10. Surrounding Environment
The quality of living not shown in drawings or figures is verified by walking the site. Sunlight, ventilation, noise, and odour, of course — and because the face changes by day and night, weekday and weekend, visit at varied times. Checking nearby undesirable facilities, past flood history, and future development plans (whether tall buildings may rise) also brings reassurance. Land is bought not as a "point" but together with its surrounding environment.
11. A Sense of the Market
Whether the asking price is reasonable is judged against nearby transaction cases, published land prices, and roadside values. Land far cheaper than the market always has a reason — non-rebuildable, poor frontage, ground, or psychological defect. Before leaping at cheapness, pinning down "why is it cheap" is, in the end, the shortcut to avoiding an expensive mistake. Conversely, even above market, a rare location can be rational.
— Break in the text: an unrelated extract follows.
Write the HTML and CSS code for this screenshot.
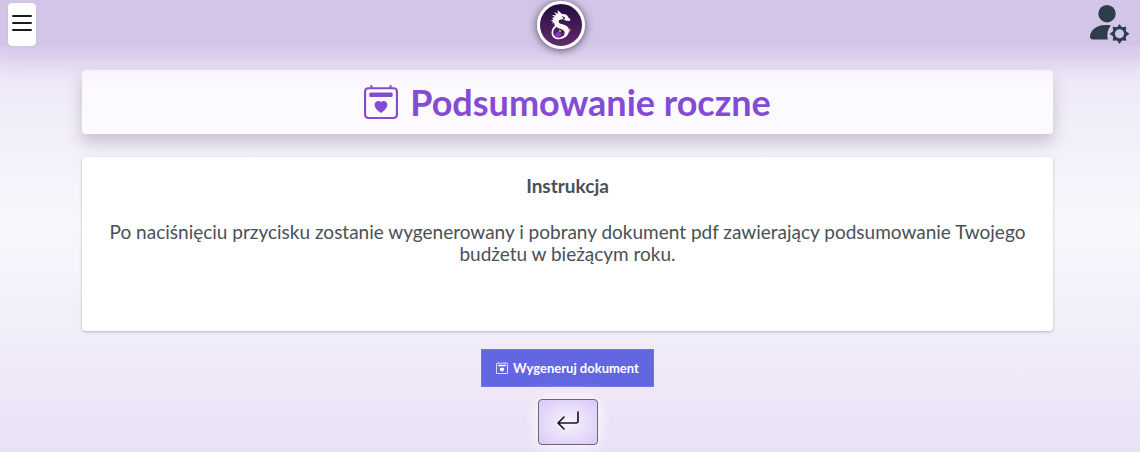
FILE: index.html
```html
<!DOCTYPE html>
<html lang="pl">
<head>
<meta charset="utf-8">
<meta name="viewport" content="width=device-width, initial-scale=1">
<title>Podsumowanie roczne</title>
<link rel="stylesheet" href="styles.css">
</head>
<body>
<svg class="defs" aria-hidden="true">
  <symbol id="calendar-heart" viewBox="0 0 16 16">
    <path d="M3.500 0a.5.5 0 0 1 .5.5V1h8V.5a.5.5 0 0 1 1 0V1h1a2 2 0 0 1 2 2v11a2 2 0 0 1-2 2H2a2 2 0 0 1-2-2V3a2 2 0 0 1 2-2h1V.5a.5.5 0 0 1 .5-.5M2 2a1 1 0 0 0-1 1v11a1 1 0 0 0 1 1h12a1 1 0 0 0 1-1V3a1 1 0 0 0-1-1z"/>
    <path d="M2.500 4.100c0-.3.250-.6.550-.6h9.900c.3 0 .550.300.550.600v1c0 .3-.250.550-.550.550h-9.900a.55.55 0 0 1-.550-.550z"/>
    <path d="M8 7.993c1.664-1.711 5.825 1.283 0 5.132-5.825-3.850-1.664-6.843 0-5.132"/>
  </symbol>
</svg>
<header class="topbar">
  <button class="menu-button" type="button" aria-label="Menu">
    <svg viewBox="0 0 20 20" fill="none" stroke="currentColor" stroke-width="2" stroke-linecap="round"><path d="M1 3h18M1 10h18M1 17h18"/></svg>
  </button>
  <a class="logo" href="#" aria-label="Strona główna">
    <svg viewBox="0 0 42 42">
      <path fill="#fff" d="M12 11l4.500.2L14 8l4 1.800L17.500 6l4.500 4c3-.3 5.500.8 6.500 3.500l2 2-1 1.500-3.200-.3-2.300-1.200c-3-.8-5.200.2-5.400 2-.2 1.800 2.200 2.300 4.600 3 4 1.200 6.100 3.200 5.800 6.700-.4 4-4 7.300-8.500 7.600 3-2.200 4.600-4.600 4.100-6.800-.6-2.300-3.800-2.900-6.800-4.200-2.700-1.200-3.900-3-3.500-5.300l-2.300.9 1.200-2.200-2.400-.2 2.700-1.800-1.700-1.500 3.200-.4z"/>
      <path fill="none" stroke="#fff" stroke-width="1.600" stroke-linecap="round" d="M15.500 22.500c-4 3-4.300 9.200-.2 11.200 2.700 1.200 5.700.9 8-.8"/>
      <path stroke="#411747" stroke-width="1" fill="none" d="M22 12.500l3 1.500-2 .8"/>
      <path fill="#8e35c7" d="M15.500 29.500l2.500-2 2.500 1.500 1 2-3 2.300-3.500-1.300z"/>
      <path fill="#efb957" d="M29.500 24.500l1.200 1.600-1.200 1.900-1.200-1.800zM19.500 25.500l1.500 1-.5 2-1.500-1z"/>
    </svg>
  </a>
  <button class="account-button" type="button" aria-label="Ustawienia konta">
    <svg viewBox="0 0 40 40" fill="currentColor">
      <circle cx="17" cy="8.700" r="8.700"/>
      <path d="M20.800 20.500A17 17 0 0 0 17.800 34.500H3C1 34.500 0 33.500 0 31.700c0-4.700 5-11.600 15-11.600 2.200 0 4.200.1 5.800.4z"/>
      <path fill-rule="evenodd" d="M27.900 22.300L29.500 20l1.600 2.300 1.700.7 2.800-.5-.5 2.800.7 1.700 2.700 1.800-2.700 1.800-.7 1.700.5 2.800-2.800-.5-1.700.7-1.600 2.700-1.600-2.700-1.700-.7-2.800.5.5-2.800-.7-1.700-2.700-1.800 2.700-1.800.7-1.700-.5-2.800 2.800.5zM24.300 28.800a5.200 5.200 0 1 0 10.400 0 5.200 5.200 0 1 0-10.400 0" stroke="currentColor" stroke-width="1.300" stroke-linejoin="round"/>
    </svg>
  </button>
</header>
<main class="content">
  <h1 class="title"><svg class="title-icon" aria-hidden="true"><use href="#calendar-heart"/></svg>Podsumowanie roczne</h1>
  <section class="card">
    <h2 class="card-heading">Instrukcja</h2>
    <p class="card-text">Po naciśnięciu przycisku zostanie wygenerowany i pobrany dokument pdf zawierający podsumowanie Twojego budżetu w bieżącym roku.</p>
  </section>
  <div class="actions">
    <button class="generate-button" type="button"><svg class="button-icon" aria-hidden="true"><use href="#calendar-heart"/></svg>Wygeneruj dokument</button>
    <a class="back-button" href="#" aria-label="Powrót">
      <svg viewBox="0 0 24 24" fill="none" stroke="currentColor" stroke-width="1.600" stroke-linecap="round" stroke-linejoin="round"><path d="M22 2v9a2 2 0 0 1-2 2H2M8 7l-6 6 6 6"/></svg>
    </a>
  </div>
</main>
</body>
</html>
```
FILE: styles.css
```css
* { box-sizing: border-box; }
body {
  margin: 0;
  min-height: 100vh;
  color: #495057;
  font-family: Lato, "Open Sans", sans-serif;
  background: linear-gradient(#e9e2f5, #f8f7fc 50%, #e9e1f6);
}
.defs { display: none; }
button { margin: 0; border: 0; font: inherit; cursor: pointer; }
.topbar {
  display: flex;
  justify-content: space-between;
  align-items: flex-start;
  height: 46px;
  padding: 0 10px 0 8px;
  background: #d3c5e8;
  box-shadow: 0 4px 24px 12px #d3c5e8;
}
.menu-button {
  width: 28px;
  height: 43px;
  margin-top: 3px;
  padding: 0 4px;
  border-radius: 4px;
  color: #181a1d;
  background: #fff;
  box-shadow: 0 0 1px #999;
}
.menu-button svg { display: block; width: 20px; height: 20px; margin-bottom: 4px; }
.logo {
  width: 48px;
  height: 48px;
  margin-top: 1px;
  border: 3px solid #fff;
  border-radius: 50%;
  background: linear-gradient(#210c3d, #632a70);
  box-shadow: 0 1px 8px #514760;
}
.logo svg { display: block; }
.account-button {
  width: 44px;
  margin-top: 5px;
  padding: 0 0 0 4px;
  color: #2e3c4b;
  background: none;
}
.account-button svg { display: block; }
.content {
  position: relative;
  padding: 24px 87px 0 82px;
}
.title {
  display: flex;
  align-items: center;
  justify-content: center;
  gap: 12px;
  margin: 0 0 23px;
  padding: 8px;
  border-radius: 4px;
  color: #844bd4;
  background: linear-gradient(#f6f3fb, #fcfaff 30%);
  box-shadow: 0 8px 16px #c5bfd0;
  font-size: 36px;
  line-height: 48px;
  font-weight: 700;
}
.title-icon { width: 34px; height: 34px; fill: currentColor; }
.card {
  min-height: 174px;
  padding: 18px 24px;
  border-radius: 4px;
  background: #fff;
  box-shadow: 0 1px 3px #b8b4c0;
  text-align: center;
  font-size: 19px;
  line-height: 22px;
}
.card-heading { margin: 0 0 24px; font-size: 19px; line-height: 22px; }
.card-text { margin: 0; }
.actions {
  display: flex;
  flex-direction: column;
  align-items: center;
  gap: 12px;
  padding: 18px 0 7px;
}
.generate-button {
  display: flex;
  align-items: center;
  gap: 5px;
  height: 38px;
  padding: 0 14px;
  color: #fff;
  background: #6366e1;
  border: 1px solid #7474e4;
  font-size: 13px;
  font-weight: 700;
}
.button-icon { width: 12px; height: 12px; fill: currentColor; }
.back-button {
  display: grid;
  place-items: center;
  width: 60px;
  height: 46px;
  border: 1px solid #6d6579;
  border-radius: 4px;
  color: #16181b;
  background: radial-gradient(#f7f3fe, #dac8f6);
  box-shadow: 0 0 16px #fff;
}
.back-button svg { width: 24px; height: 24px; }
```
12. Reading Through the Important Matters Statement
The Important Matters explanation, given just before contract, is where all the checks so far receive a final review. From a licensed real-estate transaction agent you receive explanation of legal restrictions, infrastructure, private-road burden, existing nonconformity, boundaries, and hazards, and confirm you understand each one. Resolve any doubt before the contract, without fail. Once signed and sealed, later withdrawal is difficult. The Important Matters statement is the final gate of choosing land.
Good land is not land that is cheap, but land where the house you want can be built, safely and for the long term. The effort of verifying each of the twelve viewpoints on site is what quietly decides the success of the whole project.